Lord Odo Russell and Bismarck

For thirteen years, writes Alec Randall, Odo Russell was British Ambassador in Berlin where he was an appreciative critic of Bismarck’s policies.

In July 1870 two crucial events in European history occurred. On the 16th Papal Infallibility was proclaimed. The next day France declared war on Prussia. Odo Russell left Rome to go straight back to the Foreign Office, where he was appointed an Undersecretary.1

He kept up his interest in Rome; his assistant there, Jervoise, stayed on and sent reports which Russell passed to his old friend Cardinal Manning. He was glad that the Pope had, after the fall of the Temporal Power and the capture of Rome by the Italian army, decided to remain in the Vatican.

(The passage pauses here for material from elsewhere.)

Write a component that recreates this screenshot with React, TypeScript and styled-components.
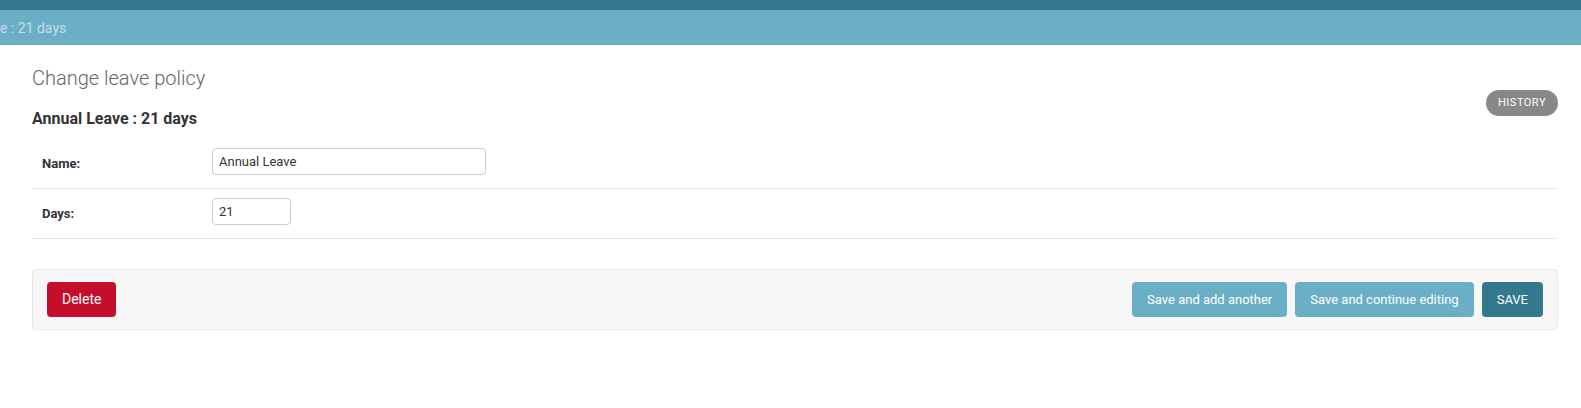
import React from "react";
import styled, { createGlobalStyle } from "styled-components";

const GlobalStyle = createGlobalStyle`
  html, body {
    margin: 0;
    padding: 0;
    background: #ffffff;
  }
  body {
    font-family: Roboto, "Liberation Sans", Arial, sans-serif;
    font-size: 14px;
    color: #333333;
  }
  * { box-sizing: border-box; }
`;

const Page = styled.div`
  display: flex;
  flex-direction: column;
  width: 100%;
`;

const TopBar = styled.div`
  height: 10px;
  background: #33788d;
`;

const Breadcrumbs = styled.nav`
  height: 35px;
  padding: 10px 0 0 0;
  background: #6bafc6;
  color: #c4dce8;
  font-size: 14px;
  line-height: 16px;
  white-space: nowrap;
`;

const Content = styled.main`
  padding: 21px 23px 20px 32px;
  display: flex;
  flex-direction: column;
`;

const Header = styled.div`
  display: flex;
  align-items: flex-start;
  justify-content: space-between;
`;

const Titles = styled.div`
  display: flex;
  flex-direction: column;
`;

const Title = styled.h1`
  margin: 0 0 19px 0;
  font-size: 20px;
  line-height: 24px;
  font-weight: 300;
  color: #666666;
`;

const Subtitle = styled.h2`
  margin: 0 0 10px 0;
  font-size: 16px;
  line-height: 20px;
  font-weight: 700;
  color: #333333;
`;

const ObjectTools = styled.ul`
  list-style: none;
  margin: 24px 0 0 0;
  padding: 0;
  display: flex;
`;

const ToolLink = styled.a`
  display: block;
  padding: 3px 12px;
  line-height: 20px;
  font-size: 11px;
  font-weight: 400;
  letter-spacing: 0.5px;
  text-transform: uppercase;
  color: #ffffff;
  background: #888888;
  border-radius: 15px;
  text-decoration: none;
  cursor: pointer;
`;

const Fieldset = styled.fieldset`
  border: none;
  margin: 0 0 30px 0;
  padding: 0;
  min-width: 0;
`;

const FormRow = styled.div`
  display: flex;
  align-items: flex-start;
  padding: 9px 10px 13px 10px;
  border-bottom: 1px solid #e8e8e8;
`;

const Label = styled.label`
  width: 170px;
  flex: none;
  padding: 8px 10px 0 0;
  font-size: 13px;
  font-weight: 700;
  color: #333333;
`;

const TextInput = styled.input<{ $width: number }>`
  width: ${(p) => p.$width}px;
  height: 27px;
  margin: 0;
  padding: 5px 6px;
  border: 1px solid #cccccc;
  border-radius: 4px;
  font-family: Roboto, "Liberation Sans", Arial, sans-serif;
  font-size: 13px;
  color: #333333;
  background: #ffffff;
  outline: none;
`;

const SubmitRow = styled.div`
  display: flex;
  align-items: center;
  gap: 8px;
  padding: 12px 14px;
  background: #f7f7f7;
  border: 1px solid #e8e8e8;
  border-radius: 4px;
`;

const Spacer = styled.div`
  flex: 1;
`;

const DeleteLink = styled.a`
  display: block;
  height: 35px;
  padding: 0 15px;
  line-height: 35px;
  font-size: 14px;
  color: #ffffff;
  background: #c40e2b;
  border-radius: 4px;
  text-decoration: none;
  cursor: pointer;
`;

const SubmitButton = styled.button<{ $primary?: boolean }>`
  height: 35px;
  padding: 0 15px;
  border: none;
  border-radius: 4px;
  font-family: Roboto, "Liberation Sans", Arial, sans-serif;
  font-size: 13px;
  line-height: 35px;
  color: #ffffff;
  background: ${(p) => (p.$primary ? "#33788d" : "#6bafc6")};
  cursor: pointer;
`;

export default function App() {
  return (
    <>
      <GlobalStyle />
      <Page>
        <TopBar />
        <Breadcrumbs>e : 21 days</Breadcrumbs>
        <Content>
          <Header>
            <Titles>
              <Title>Change leave policy</Title>
              <Subtitle>Annual Leave : 21 days</Subtitle>
            </Titles>
            <ObjectTools>
              <li>
                <ToolLink>History</ToolLink>
              </li>
            </ObjectTools>
          </Header>
          <Fieldset>
            <FormRow>
              <Label htmlFor="id_name">Name:</Label>
              <TextInput id="id_name" $width={274} defaultValue="Annual Leave" />
            </FormRow>
            <FormRow>
              <Label htmlFor="id_days">Days:</Label>
              <TextInput id="id_days" $width={79} defaultValue="21" />
            </FormRow>
          </Fieldset>
          <SubmitRow>
            <DeleteLink>Delete</DeleteLink>
            <Spacer />
            <SubmitButton>Save and add another</SubmitButton>
            <SubmitButton>Save and continue editing</SubmitButton>
            <SubmitButton $primary>SAVE</SubmitButton>
          </SubmitRow>
        </Content>
      </Page>
    </>
  );
}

At the Foreign Office Odo Russell gave evidence to a Parliamentary commission on the British Diplomatic Service. He said: ‘If you could organize diplomacy properly, you would create a body of men who might influence the destinies and ensure the peace of mankind’. This showed the idealism associated with his chosen profession. But it did not lessen the admiration he felt for Prussia. He had been enthusiastic over the defeat of Austria by Prussia, at the battle of Sadowa in 1866 that gave Italy Venetia, which had been Austrian since the Napoleonic wars.